Safeguard
AppSec

Application Security Vulnerability Management: A Working Workflow

A concrete workflow for application security vulnerability management, from scan to fix to verified close, that survives contact with a real release calendar.

Safeguard Team
Product
Updated 5 min read

A vulnerability in cyber security is a weakness — in code, configuration, or a dependency — that could let an attacker do something the system was never meant to allow; a scanner's job is to find them, and application security vulnerability management is the process that turns that scanner output into fixed code. Most programs get the scanning half right while the process half quietly falls apart. This post lays out a workflow — intake, triage, prioritization, remediation, verification — that holds up against a real release calendar rather than an idealized one.

What does the intake step actually need to capture?

Every finding needs a consistent record regardless of which scanner produced it: the affected component or file, a severity score, a CWE or vulnerability class, and a unique identifier that survives re-scans so the same issue is not re-reported as new every time CI runs. Programs that skip normalizing intake across SAST, SCA, DAST, and container scanners end up with duplicate tickets for what is functionally one underlying issue, which is the single biggest source of triage fatigue in application security vulnerability management.

How should triage separate signal from noise?

Triage is where reachability and exploitability context get applied, and it is the step most workflows shortcut. A raw CVSS score treats every instance of a vulnerable dependency identically, whether the vulnerable function is called from user-facing code or sits in an unused code path. Effective triage asks whether the finding is reachable, whether a known exploit exists, and whether the affected component is internet-facing, then downgrades or defers findings that fail all three checks rather than routing everything into the same queue at the same urgency.

How do you prioritize once triage is done?

Rank by a combination of reachability, exploit maturity (is there a public proof-of-concept or evidence of in-the-wild exploitation), and business context (does this service handle payment data or sit behind three layers of internal auth).

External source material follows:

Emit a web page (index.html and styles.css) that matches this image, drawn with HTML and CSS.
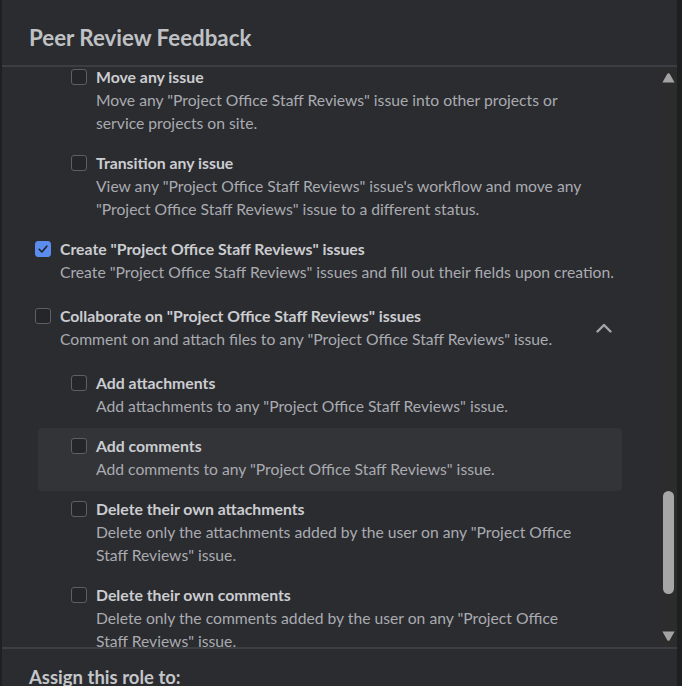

A critical CVSS score on a dependency that is never called in production should rank below a medium-severity finding on an internet-facing authentication path. This is where most teams that rely purely on CVSS get their prioritization wrong, and it is the specific gap reachability analysis is designed to close.

Who owns remediation, and what's a realistic SLA?

Ownership should sit with the engineering team that owns the affected service, not a central security team that has to file tickets into someone else's backlog and chase them. Realistic SLAs scale with severity: critical, actively-exploited findings within days; high-severity findings within one to two sprints; everything else on a rolling quarterly cleanup. SLAs that ignore severity and demand everything fixed within 48 hours get ignored within the first month because they are not achievable, and an ignored SLA is worse than a realistic one.

How do you verify a fix actually closed the finding?

Re-scan and confirm the specific finding is gone, not just that the overall count dropped — a version bump can resolve one CVE while introducing a new one in the updated dependency, and a naive "count went down" check will miss that. Verification should be automated as part of the same pipeline that generated the original finding, closing the loop without requiring a human to manually cross-reference before-and-after reports.

What does a scan report need to communicate for this workflow to work?

A scan report that only lists findings by severity without also carrying reachability and ownership context forces every recipient to redo the triage work by hand. A useful scan report groups by owning team, flags what changed since the last scan, and surfaces the small number of findings that actually need attention this cycle rather than the full historical list. Reports that read like a wall of red severity badges get skimmed once and then ignored.

Where does automation genuinely help this workflow, versus just adding tooling?

Automation earns its place at intake normalization (deduplicating across scanners), at triage (auto-scoring reachability), and at verification (auto-closing tickets when a re-scan confirms a fix). It earns its place far less at the actual remediation decision for anything above low severity — a human should still decide whether a critical finding gets an emergency patch or a scheduled fix, even if the surrounding steps are automated. Our SCA product and SAST/DAST product pages describe how this triage-through-verification loop runs in practice.

FAQ

What's the biggest gap between scanning and actual vulnerability management? The absence of a triage and ownership step. Scanning produces findings; management is what turns those findings into fixed code with someone accountable for the fix and a deadline that's realistic.

Should every finding get the same SLA? No. Severity, reachability, and exploit maturity should all shift the SLA — treating a low-severity, unreachable finding the same as an actively exploited critical one guarantees the SLA gets ignored for one of the two.

How do you avoid duplicate tickets across scanners? Normalize intake so findings from SAST, SCA, DAST, and container scanning that map to the same underlying vulnerability get merged into one record before triage, rather than filed independently by each tool.

What is vulnerability in cyber security, in one sentence? The most common security vulnerability definition is: a flaw that could be exploited to violate a system's intended security guarantees, whether that's unauthorized access, data exposure, or disruption. The workflow in this post exists because finding that flaw is the easy part — deciding which ones matter and getting them fixed is the actual work.

Is CVSS enough for prioritization on its own? No — CVSS measures theoretical severity, not whether the vulnerable code path is actually reachable in your application. Pairing it with reachability analysis is what turns a long finding list into a short, actionable one.